Feb 10

Pop World Cup 2010: Group E – Denmark 1 Holland 4

FT//31 comments • 1,035 views

Group E of the Pop World Cup brings us our first all-European match of the tournament: Holland take on Denmark in this opening game. The Dutch have a poor recent record at international pop and will be looking to manager Iain Forrester to revive their fortunes. Following Sweden’s shocking failure to qualify the Danes are the only Nordic representatives at the PWC: a region’s hopes rest on Rob Hakimian‘s shoulders.

Vote away, and this match will run until midnight on the 28th February.

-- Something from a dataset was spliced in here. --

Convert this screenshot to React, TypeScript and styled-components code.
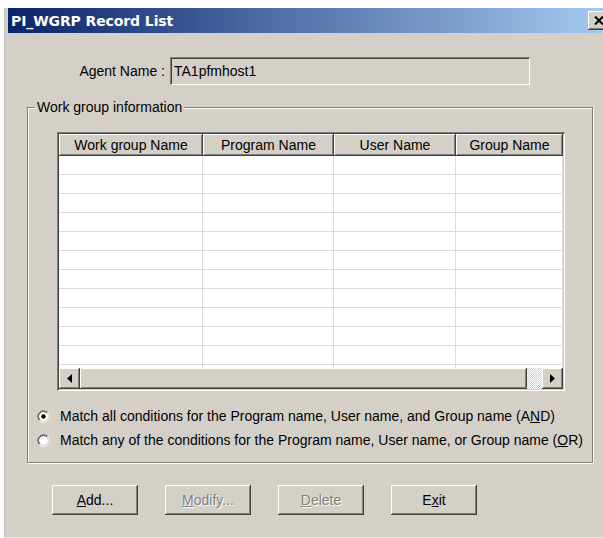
import styled, { createGlobalStyle } from 'styled-components'

const GlobalStyle = createGlobalStyle`
  html, body {
    margin: 0;
    padding: 0;
    background: #fff;
    overflow: hidden;
  }
  body {
    font-family: "Liberation Sans", Arial, sans-serif;
    font-size: 14px;
    color: #000;
  }
`

const columns = [
  { title: 'Work group Name', width: 144 },
  { title: 'Program Name', width: 131 },
  { title: 'User Name', width: 122 },
  { title: 'Group Name', width: 107 },
]
const gridColumns = columns.map((c) => `${c.width}px`).join(' ')

const rows = Array.from({ length: 12 }, (_, i) => i)

function Arrow({ dir }: { dir: 'left' | 'right' }) {
  return (
    <svg width="5" height="9" viewBox="0 0 5 9">
      {dir === 'left' ? (
        <path d="M5 0 L0 4.5 L5 9 Z" fill="#000" />
      ) : (
        <path d="M0 0 L5 4.5 L0 9 Z" fill="#000" />
      )}
    </svg>
  )
}

function RadioMark({ checked }: { checked?: boolean }) {
  return (
    <svg width="13" height="13" viewBox="0 0 13 13">
      <circle cx="6.5" cy="6.5" r="5" fill="#fff" />
      <path d="M2.26 10.74 A6 6 0 0 1 10.74 2.26" stroke="#808080" fill="none" />
      <path d="M10.74 2.26 A6 6 0 0 1 2.26 10.74" stroke="#fff" fill="none" />
      <path d="M2.96 10.04 A5 5 0 0 1 10.04 2.96" stroke="#404040" fill="none" />
      <path d="M10.04 2.96 A5 5 0 0 1 2.96 10.04" stroke="#d4d0c8" fill="none" />
      {checked && <circle cx="6.5" cy="6.5" r="2.2" fill="#000" />}
    </svg>
  )
}

export default function App() {
  return (
    <>
      <GlobalStyle />
      <Window>
        <TitleBar>
          <Title>PI_WGRP Record List</Title>
          <CloseButton>
            <svg width="10" height="9" viewBox="0 0 10 9">
              <path d="M1 0.5 L9 8.5 M9 0.5 L1 8.5" stroke="#000" strokeWidth="2" />
            </svg>
          </CloseButton>
        </TitleBar>
        <Body>
          <AgentRow>
            <AgentLabel>Agent Name :</AgentLabel>
            <AgentField>TA1pfmhost1</AgentField>
          </AgentRow>

          <GroupBox>
            <Legend>Work group information</Legend>
            <ListView>
              <Header>
                {columns.map((c) => (
                  <HeaderCell key={c.title}>{c.title}</HeaderCell>
                ))}
              </Header>
              <ListBody>
                {rows.map((r) => (
                  <Row key={r}>
                    {columns.map((c) => (
                      <Cell key={c.title} />
                    ))}
                  </Row>
                ))}
              </ListBody>
              <HScroll>
                <ScrollButton>
                  <Arrow dir="left" />
                </ScrollButton>
                <Thumb />
                <Track />
                <ScrollButton>
                  <Arrow dir="right" />
                </ScrollButton>
              </HScroll>
            </ListView>

            <RadioList>
              <RadioRow>
                <RadioMark checked />
                <span>
                  Match all conditions for the Program name, User name, and Group name (A
                  <u>N</u>D)
                </span>
              </RadioRow>
              <RadioRow>
                <RadioMark />
                <span>
                  Match any of the conditions for the Program name, User name, or Group name (
                  <u>O</u>R)
                </span>
              </RadioRow>
            </RadioList>
          </GroupBox>

          <ButtonRow>
            <Button>
              <u>A</u>dd...
            </Button>
            <Button $disabled>
              <u>M</u>odify...
            </Button>
            <Button $disabled>
              <u>D</u>elete
            </Button>
            <Button>
              E<u>x</u>it
            </Button>
          </ButtonRow>
        </Body>
      </Window>
    </>
  )
}

const raised = `
  box-shadow: inset -1px -1px #404040, inset 1px 1px #fff, inset -2px -2px #808080;
`

const Window = styled.div`
  margin: 8px 0 0 4px;
  width: 610px;
  height: 530px;
  box-sizing: border-box;
  display: flex;
  flex-direction: column;
  padding: 0 3px 0 3px;
  background: #d4d0c8;
  border-left: 1px solid #c6c3bb;
  border-bottom: 1px solid #ecebe6;
`

const TitleBar = styled.div`
  height: 25px;
  flex-shrink: 0;
  display: flex;
  align-items: center;
  justify-content: space-between;
  padding: 0 2px 0 3px;
  background: linear-gradient(to right, #0a246a, #a6caf0);
`

const Title = styled.span`
  color: #fff;
  font-family: "DejaVu Sans", Tahoma, sans-serif;
  font-weight: bold;
  font-size: 14px;
  letter-spacing: -0.1px;
`

const CloseButton = styled.div`
  width: 21px;
  height: 19px;
  display: flex;
  align-items: center;
  justify-content: center;
  background: #d4d0c8;
  ${raised}
`

const Body = styled.div`
  flex: 1;
  display: flex;
  flex-direction: column;
  padding-top: 24px;
`

const AgentRow = styled.div`
  display: flex;
  align-items: center;
  height: 28px;
`

const AgentLabel = styled.div`
  width: 157px;
  margin-right: 5px;
  text-align: right;
`

const AgentField = styled.div`
  width: 360px;
  height: 28px;
  box-sizing: border-box;
  display: flex;
  align-items: center;
  padding-left: 4px;
  background: #d4d0c8;
  box-shadow: inset 1px 1px #808080, inset -1px -1px #fff, inset 2px 2px #404040,
    inset -2px -2px #d4d0c8;
`

const GroupBox = styled.div`
  position: relative;
  margin: 22px 0 0 19px;
  width: 566px;
  height: 356px;
  box-sizing: border-box;
  padding-top: 24px;
  border: 1px solid #808080;
  box-shadow: 1px 1px 0 #fff, inset 1px 1px 0 #fff;
`

const Legend = styled.span`
  position: absolute;
  top: -9px;
  left: 7px;
  padding: 0 2px;
  line-height: 16px;
  background: #d4d0c8;
`

const ListView = styled.div`
  margin-left: 29px;
  width: 508px;
  height: 259px;
  box-sizing: border-box;
  padding: 2px;
  display: flex;
  flex-direction: column;
  background: #fff;
  box-shadow: inset 1px 1px #808080, inset -1px -1px #fff, inset 2px 2px #404040,
    inset -2px -2px #d4d0c8;
`

const Header = styled.div`
  display: grid;
  grid-template-columns: ${gridColumns};
  height: 22px;
  flex-shrink: 0;
`

const HeaderCell = styled.div`
  background: #d4d0c8;
  text-align: center;
  line-height: 22px;
  white-space: nowrap;
  overflow: hidden;
  ${raised}
`

const ListBody = styled.div`
  flex: 1;
  overflow: hidden;
  background: #fff;
`

const Row = styled.div`
  display: grid;
  grid-template-columns: ${gridColumns};
  height: 19px;
  box-sizing: border-box;
  border-bottom: 1px solid #dedbd4;
`

const Cell = styled.div`
  border-right: 1px solid #dedbd4;
`

const HScroll = styled.div`
  display: flex;
  height: 21px;
  flex-shrink: 0;
`

const ScrollButton = styled.div`
  width: 21px;
  height: 21px;
  display: flex;
  align-items: center;
  justify-content: center;
  background: #d4d0c8;
  ${raised}
`

const Thumb = styled.div`
  width: 447px;
  background: #d4d0c8;
  ${raised}
`

const Track = styled.div`
  flex: 1;
  background-color: #d4d0c8;
  background-image: repeating-conic-gradient(#fff 0 25%, #d4d0c8 0 50%);
  background-size: 2px 2px;
`

const RadioList = styled.div`
  margin-top: 13px;
  padding-left: 9px;
`

const RadioRow = styled.div`
  display: flex;
  align-items: center;
  gap: 10px;
  height: 24px;
  white-space: nowrap;

  svg {
    flex-shrink: 0;
  }
`

const ButtonRow = styled.div`
  display: flex;
  gap: 27px;
  margin-top: 22px;
  padding-left: 44px;
`

const Button = styled.div<{ $disabled?: boolean }>`
  width: 86px;
  height: 30px;
  display: flex;
  align-items: center;
  justify-content: center;
  background: #d4d0c8;
  color: ${(p) => (p.$disabled ? '#808080' : '#000')};
  text-shadow: ${(p) => (p.$disabled ? '1px 1px 0 #fff' : 'none')};
  ${raised}
`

DENMARK:Sukkerchok – “Kaemper For Kaerlighed” The manager says – “In recent years Denmark has become one of the leading countries for supplying art-rock bands, which leaves me with several interesting options for this tournament. However for this opening fixture I have decided to start with an unchanged lineup of unabashed dance-pop; what Scandinavia is known best for. I present to you Sukkerchok. Regardless of what their name looks like it means, the true meaning is “sugar shock,” which is exactly what I expect them to bring to the table in this fixture. Their energy will give them zip in their speed, fizz in their passes and crunch in their tackles; they will completely outdo their opponents in all areas of the pitch. Such is the amount of energy that these young guns are known for that the offers to be the face of Lucozade’s Scandinavian advertising campaign are already rolling in.”

HOLLAND: Caro Emerald – “Back It Up” The manager says: “I’ve chosen to give a newcomer a starring role for the first match, but Caro is very well versed in classic tactics (well, jazz tactics) and has some neat tricks up her sleeve. Addictive retro pop with hopefully enough skill to outclass the Danes.”

Group E Match 1: Which track did you prefer?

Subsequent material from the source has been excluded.